- [SUPPLIED INFORMATION]
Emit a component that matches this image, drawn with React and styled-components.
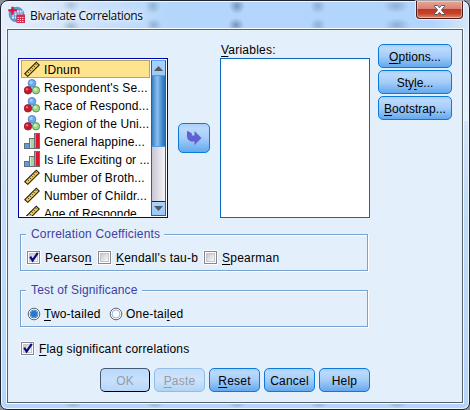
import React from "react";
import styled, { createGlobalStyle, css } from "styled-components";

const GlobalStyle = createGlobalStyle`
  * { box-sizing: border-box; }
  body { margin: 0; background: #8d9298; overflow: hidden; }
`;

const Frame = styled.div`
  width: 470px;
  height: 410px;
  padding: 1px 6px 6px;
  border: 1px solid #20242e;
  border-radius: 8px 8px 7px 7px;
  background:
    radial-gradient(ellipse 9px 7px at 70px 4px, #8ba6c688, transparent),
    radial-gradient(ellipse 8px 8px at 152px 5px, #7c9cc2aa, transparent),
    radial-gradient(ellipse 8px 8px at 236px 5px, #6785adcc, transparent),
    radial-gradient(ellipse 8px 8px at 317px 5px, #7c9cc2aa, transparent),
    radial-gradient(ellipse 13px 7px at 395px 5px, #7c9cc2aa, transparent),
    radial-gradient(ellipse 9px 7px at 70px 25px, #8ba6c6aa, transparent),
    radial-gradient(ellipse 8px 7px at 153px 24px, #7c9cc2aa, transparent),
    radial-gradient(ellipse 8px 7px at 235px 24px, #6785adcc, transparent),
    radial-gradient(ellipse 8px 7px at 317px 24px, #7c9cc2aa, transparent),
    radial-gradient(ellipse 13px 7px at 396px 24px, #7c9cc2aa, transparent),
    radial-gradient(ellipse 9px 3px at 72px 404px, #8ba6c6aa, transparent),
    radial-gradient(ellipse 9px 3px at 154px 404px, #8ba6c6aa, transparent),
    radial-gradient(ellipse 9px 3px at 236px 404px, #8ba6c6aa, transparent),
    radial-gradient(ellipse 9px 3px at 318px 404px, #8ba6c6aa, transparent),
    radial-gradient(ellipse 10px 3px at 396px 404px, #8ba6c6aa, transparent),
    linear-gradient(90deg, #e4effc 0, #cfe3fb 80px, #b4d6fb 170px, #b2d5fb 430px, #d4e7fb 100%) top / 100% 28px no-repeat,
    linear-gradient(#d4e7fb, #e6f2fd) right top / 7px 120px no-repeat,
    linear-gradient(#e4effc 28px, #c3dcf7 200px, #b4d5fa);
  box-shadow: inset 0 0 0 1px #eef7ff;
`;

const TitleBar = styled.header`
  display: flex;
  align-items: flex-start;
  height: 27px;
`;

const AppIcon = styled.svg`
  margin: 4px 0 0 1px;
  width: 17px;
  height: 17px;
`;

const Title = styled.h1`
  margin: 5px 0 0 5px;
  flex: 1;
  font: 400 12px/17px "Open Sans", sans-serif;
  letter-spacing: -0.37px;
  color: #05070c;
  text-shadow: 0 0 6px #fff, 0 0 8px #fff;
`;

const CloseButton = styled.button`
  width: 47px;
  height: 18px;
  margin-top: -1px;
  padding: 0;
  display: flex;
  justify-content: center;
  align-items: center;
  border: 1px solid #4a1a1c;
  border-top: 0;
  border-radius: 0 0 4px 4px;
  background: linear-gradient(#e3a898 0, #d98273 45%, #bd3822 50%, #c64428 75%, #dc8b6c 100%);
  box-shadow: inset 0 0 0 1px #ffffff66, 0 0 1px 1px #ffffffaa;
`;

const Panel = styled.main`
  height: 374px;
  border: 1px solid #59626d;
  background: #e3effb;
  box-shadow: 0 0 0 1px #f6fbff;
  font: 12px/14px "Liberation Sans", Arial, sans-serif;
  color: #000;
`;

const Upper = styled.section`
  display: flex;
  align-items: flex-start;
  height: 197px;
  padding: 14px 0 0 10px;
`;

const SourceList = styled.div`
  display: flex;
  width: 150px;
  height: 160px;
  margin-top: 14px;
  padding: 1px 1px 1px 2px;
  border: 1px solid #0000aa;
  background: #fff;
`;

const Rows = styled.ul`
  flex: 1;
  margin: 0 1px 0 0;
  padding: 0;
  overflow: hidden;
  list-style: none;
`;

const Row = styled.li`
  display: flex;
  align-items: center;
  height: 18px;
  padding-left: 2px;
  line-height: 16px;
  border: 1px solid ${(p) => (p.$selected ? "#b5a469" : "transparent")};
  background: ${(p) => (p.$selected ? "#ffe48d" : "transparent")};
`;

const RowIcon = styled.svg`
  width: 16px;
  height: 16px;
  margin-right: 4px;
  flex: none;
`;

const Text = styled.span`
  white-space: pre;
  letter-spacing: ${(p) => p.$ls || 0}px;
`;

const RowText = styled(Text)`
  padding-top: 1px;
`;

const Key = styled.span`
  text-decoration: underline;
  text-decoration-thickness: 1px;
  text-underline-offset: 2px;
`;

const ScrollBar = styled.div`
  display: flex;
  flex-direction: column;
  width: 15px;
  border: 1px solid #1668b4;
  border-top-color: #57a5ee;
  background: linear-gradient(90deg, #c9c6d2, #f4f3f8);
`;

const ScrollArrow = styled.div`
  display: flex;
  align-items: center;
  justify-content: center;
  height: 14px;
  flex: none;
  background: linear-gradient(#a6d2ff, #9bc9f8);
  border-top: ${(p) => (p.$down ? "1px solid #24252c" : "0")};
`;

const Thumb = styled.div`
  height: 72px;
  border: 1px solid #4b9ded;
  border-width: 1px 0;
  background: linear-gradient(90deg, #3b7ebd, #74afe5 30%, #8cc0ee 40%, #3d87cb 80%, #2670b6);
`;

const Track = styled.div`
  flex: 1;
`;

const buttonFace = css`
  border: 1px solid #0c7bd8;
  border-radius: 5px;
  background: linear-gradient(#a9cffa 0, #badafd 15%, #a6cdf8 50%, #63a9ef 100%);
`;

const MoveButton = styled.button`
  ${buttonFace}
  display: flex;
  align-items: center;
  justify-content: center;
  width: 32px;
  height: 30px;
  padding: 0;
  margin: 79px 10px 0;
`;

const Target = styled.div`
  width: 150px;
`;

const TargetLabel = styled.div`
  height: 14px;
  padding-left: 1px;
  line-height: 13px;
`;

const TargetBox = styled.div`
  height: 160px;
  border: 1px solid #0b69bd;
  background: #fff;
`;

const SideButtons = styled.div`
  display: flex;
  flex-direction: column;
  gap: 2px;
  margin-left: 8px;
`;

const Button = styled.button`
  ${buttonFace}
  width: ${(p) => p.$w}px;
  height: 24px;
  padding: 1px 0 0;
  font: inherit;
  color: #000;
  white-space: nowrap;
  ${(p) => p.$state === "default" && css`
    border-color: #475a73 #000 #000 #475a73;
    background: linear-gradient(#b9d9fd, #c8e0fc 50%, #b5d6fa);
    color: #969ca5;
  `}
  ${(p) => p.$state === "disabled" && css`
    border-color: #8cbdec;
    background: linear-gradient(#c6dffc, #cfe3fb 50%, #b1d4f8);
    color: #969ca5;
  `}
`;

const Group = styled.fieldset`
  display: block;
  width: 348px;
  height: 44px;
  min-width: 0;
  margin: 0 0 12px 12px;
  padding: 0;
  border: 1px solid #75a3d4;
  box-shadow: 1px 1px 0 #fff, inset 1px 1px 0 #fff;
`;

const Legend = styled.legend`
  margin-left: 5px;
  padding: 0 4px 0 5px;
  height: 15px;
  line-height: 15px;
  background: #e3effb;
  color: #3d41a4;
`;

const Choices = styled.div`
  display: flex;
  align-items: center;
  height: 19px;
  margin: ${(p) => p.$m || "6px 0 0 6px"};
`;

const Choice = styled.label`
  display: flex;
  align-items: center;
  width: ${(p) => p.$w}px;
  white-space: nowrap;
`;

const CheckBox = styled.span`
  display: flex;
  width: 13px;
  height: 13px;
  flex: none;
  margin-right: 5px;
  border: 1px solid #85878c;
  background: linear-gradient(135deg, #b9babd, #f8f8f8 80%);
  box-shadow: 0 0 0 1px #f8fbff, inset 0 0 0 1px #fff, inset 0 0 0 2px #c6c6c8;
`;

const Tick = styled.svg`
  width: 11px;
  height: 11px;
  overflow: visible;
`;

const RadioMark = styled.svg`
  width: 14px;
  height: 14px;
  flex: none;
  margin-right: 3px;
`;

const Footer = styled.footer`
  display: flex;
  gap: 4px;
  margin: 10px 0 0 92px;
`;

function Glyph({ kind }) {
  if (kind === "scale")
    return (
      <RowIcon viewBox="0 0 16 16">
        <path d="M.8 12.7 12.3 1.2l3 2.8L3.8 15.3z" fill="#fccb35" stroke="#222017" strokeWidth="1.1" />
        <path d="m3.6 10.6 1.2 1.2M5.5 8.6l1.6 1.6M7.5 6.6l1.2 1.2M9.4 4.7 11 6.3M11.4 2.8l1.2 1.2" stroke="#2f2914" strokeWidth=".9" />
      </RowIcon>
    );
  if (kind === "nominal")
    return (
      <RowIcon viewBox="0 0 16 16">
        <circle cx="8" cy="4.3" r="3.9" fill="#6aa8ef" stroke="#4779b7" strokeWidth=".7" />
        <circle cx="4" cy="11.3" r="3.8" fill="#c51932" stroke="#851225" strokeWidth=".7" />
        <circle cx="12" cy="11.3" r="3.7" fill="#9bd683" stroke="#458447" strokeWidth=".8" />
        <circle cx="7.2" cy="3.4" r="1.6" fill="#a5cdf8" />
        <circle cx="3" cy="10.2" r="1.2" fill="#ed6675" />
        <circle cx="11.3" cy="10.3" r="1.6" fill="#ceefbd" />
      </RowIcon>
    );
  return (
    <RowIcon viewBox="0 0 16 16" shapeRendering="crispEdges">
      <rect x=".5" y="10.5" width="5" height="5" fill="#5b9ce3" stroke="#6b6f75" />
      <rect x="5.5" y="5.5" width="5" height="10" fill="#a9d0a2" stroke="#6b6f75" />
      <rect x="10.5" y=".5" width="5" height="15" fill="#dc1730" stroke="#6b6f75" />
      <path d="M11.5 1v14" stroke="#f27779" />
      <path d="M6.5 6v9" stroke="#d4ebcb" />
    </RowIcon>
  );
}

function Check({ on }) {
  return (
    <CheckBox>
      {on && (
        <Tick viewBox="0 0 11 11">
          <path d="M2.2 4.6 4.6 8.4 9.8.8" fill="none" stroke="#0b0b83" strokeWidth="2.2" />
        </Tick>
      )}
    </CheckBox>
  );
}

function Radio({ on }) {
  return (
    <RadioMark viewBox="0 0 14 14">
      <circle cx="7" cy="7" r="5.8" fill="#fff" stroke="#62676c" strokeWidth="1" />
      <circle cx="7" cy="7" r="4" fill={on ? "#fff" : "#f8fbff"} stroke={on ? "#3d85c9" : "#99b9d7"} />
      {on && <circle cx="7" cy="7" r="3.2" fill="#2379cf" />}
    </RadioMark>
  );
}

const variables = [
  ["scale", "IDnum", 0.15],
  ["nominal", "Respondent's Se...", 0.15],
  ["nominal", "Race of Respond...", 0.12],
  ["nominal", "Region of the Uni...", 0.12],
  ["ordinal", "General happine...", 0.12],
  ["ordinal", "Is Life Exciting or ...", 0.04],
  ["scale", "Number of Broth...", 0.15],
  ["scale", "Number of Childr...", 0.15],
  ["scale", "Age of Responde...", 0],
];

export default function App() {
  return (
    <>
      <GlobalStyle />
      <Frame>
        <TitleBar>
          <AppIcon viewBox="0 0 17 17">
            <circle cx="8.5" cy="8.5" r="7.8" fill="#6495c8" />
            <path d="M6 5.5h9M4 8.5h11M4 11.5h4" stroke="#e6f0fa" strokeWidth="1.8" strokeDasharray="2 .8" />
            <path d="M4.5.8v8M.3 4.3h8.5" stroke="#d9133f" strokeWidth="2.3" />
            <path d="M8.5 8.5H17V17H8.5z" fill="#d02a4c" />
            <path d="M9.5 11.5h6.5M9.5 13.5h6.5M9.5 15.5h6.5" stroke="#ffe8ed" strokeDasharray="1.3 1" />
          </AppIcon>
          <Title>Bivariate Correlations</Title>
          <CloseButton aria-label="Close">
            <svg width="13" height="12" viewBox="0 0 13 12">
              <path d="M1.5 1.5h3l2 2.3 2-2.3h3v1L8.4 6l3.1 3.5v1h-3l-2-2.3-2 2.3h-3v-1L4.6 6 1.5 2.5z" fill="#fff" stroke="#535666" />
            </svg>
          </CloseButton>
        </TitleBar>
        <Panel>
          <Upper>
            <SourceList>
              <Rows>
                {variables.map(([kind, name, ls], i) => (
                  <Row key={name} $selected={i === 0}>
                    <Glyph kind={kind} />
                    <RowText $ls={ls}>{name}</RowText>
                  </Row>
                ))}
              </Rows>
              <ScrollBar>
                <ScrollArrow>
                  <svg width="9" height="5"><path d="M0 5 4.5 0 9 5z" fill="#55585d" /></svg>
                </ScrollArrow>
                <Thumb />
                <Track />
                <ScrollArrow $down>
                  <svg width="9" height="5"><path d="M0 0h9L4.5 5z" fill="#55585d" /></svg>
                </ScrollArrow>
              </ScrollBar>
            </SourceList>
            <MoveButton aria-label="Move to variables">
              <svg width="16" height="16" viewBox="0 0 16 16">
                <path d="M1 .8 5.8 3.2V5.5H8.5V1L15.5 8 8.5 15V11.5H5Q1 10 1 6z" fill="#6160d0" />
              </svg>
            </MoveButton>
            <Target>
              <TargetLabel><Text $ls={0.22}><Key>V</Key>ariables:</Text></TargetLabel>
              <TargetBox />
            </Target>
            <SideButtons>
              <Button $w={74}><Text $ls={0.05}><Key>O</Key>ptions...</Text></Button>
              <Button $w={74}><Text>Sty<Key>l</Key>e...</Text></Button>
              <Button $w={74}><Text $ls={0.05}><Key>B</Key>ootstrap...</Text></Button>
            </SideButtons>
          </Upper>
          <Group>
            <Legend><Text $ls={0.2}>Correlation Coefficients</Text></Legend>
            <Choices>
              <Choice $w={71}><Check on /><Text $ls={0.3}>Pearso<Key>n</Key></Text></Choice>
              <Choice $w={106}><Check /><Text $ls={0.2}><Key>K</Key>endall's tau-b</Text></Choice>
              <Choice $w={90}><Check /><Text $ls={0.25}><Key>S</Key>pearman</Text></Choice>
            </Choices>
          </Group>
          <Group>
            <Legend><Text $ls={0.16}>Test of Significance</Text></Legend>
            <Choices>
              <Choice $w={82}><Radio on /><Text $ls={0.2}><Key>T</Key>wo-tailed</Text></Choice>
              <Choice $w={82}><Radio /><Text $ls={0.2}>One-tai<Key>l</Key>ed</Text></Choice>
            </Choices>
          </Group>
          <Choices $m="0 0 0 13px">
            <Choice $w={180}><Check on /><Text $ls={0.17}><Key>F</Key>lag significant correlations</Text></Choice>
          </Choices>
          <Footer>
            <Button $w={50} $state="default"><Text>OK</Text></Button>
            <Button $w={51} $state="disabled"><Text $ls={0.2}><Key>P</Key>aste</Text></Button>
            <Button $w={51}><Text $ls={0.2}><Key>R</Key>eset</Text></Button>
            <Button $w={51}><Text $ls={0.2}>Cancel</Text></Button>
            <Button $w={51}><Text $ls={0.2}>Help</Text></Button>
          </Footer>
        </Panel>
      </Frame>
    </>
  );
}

- [SHORT PROBLEM] Find every line that has "React" in it, then return those lines.

- [TASK SOLUTION]
Emit a component that matches this image, drawn with React and styled-components.
import React from "react";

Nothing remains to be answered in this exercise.